--- start of SUPPLIED DATA ---
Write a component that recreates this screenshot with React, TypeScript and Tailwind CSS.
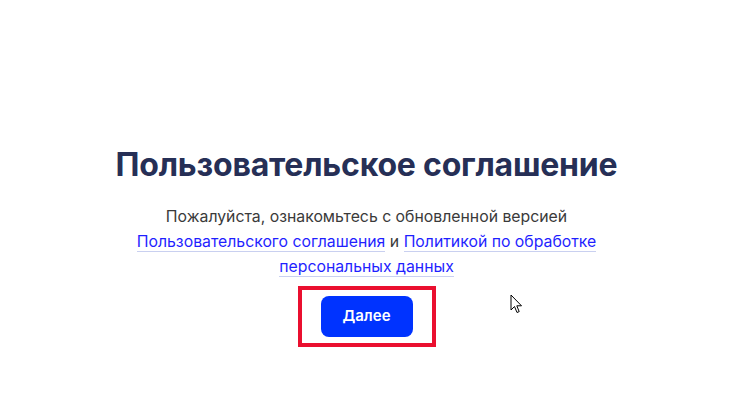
export default function App() {
  return (
    <div className="relative w-[743px] h-[418px] bg-white font-['Inter',sans-serif] overflow-hidden">
      <div className="flex flex-col items-center pt-[145px] pr-[10px]">
        <h1 className="text-[32px] leading-[40px] font-bold text-[#262f56] tracking-[-0.2px]">
          Пользовательское соглашение
        </h1>
        <p className="mt-[19px] w-[490px] text-center text-[15.8px] leading-[25px] text-[#3a3a3a]">
          Пожалуйста, ознакомьтесь с обновленной версией{" "}
          <a className="text-[#1f1fff] border-b border-[#c9d0f0]">Пользовательского соглашения</a>{" "}
          и{" "}
          <a className="text-[#1f1fff] border-b border-[#c9d0f0]">Политикой по обработке персональных данных</a>
        </p>
        <div className="mt-[7px] border-[4px] border-[#ea0f2f] px-[19px] py-[6px]">
          <button className="w-[92px] h-[41px] rounded-[8px] bg-[#0033ff] text-white text-[15px] font-semibold">
            Далее
          </button>
        </div>
      </div>
      <svg className="absolute left-[510px] top-[294px]" width="14" height="20" viewBox="0 0 14 20">
        <path d="M1 1 L1 16 L4.5 12.5 L7 18.5 L9.2 17.6 L6.8 11.8 L11.5 11.8 Z" fill="#fff" stroke="#000" strokeWidth="1" strokeLinejoin="round" />
      </svg>
    </div>
  );
}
--- end of SUPPLIED DATA ---
* _WHAT THE EXERCISE ASKS_: Write the full listing out again with every line unchanged, but include no pictures.

* _ANSWER TO THIS EXERCISE_:
Write a component that recreates this screenshot with React, TypeScript and Tailwind CSS.
export default function App() {
  return (
    <div className="relative w-[743px] h-[418px] bg-white font-['Inter',sans-serif] overflow-hidden">
      <div className="flex flex-col items-center pt-[145px] pr-[10px]">
        <h1 className="text-[32px] leading-[40px] font-bold text-[#262f56] tracking-[-0.2px]">
          Пользовательское соглашение
        </h1>
        <p className="mt-[19px] w-[490px] text-center text-[15.8px] leading-[25px] text-[#3a3a3a]">
          Пожалуйста, ознакомьтесь с обновленной версией{" "}
          <a className="text-[#1f1fff] border-b border-[#c9d0f0]">Пользовательского соглашения</a>{" "}
          и{" "}
          <a className="text-[#1f1fff] border-b border-[#c9d0f0]">Политикой по обработке персональных данных</a>
        </p>
        <div className="mt-[7px] border-[4px] border-[#ea0f2f] px-[19px] py-[6px]">
          <button className="w-[92px] h-[41px] rounded-[8px] bg-[#0033ff] text-white text-[15px] font-semibold">
            Далее
          </button>
        </div>
      </div>
      <svg className="absolute left-[510px] top-[294px]" width="14" height="20" viewBox="0 0 14 20">
        <path d="M1 1 L1 16 L4.5 12.5 L7 18.5 L9.2 17.6 L6.8 11.8 L11.5 11.8 Z" fill="#fff" stroke="#000" strokeWidth="1" strokeLinejoin="round" />
      </svg>
    </div>
  );
}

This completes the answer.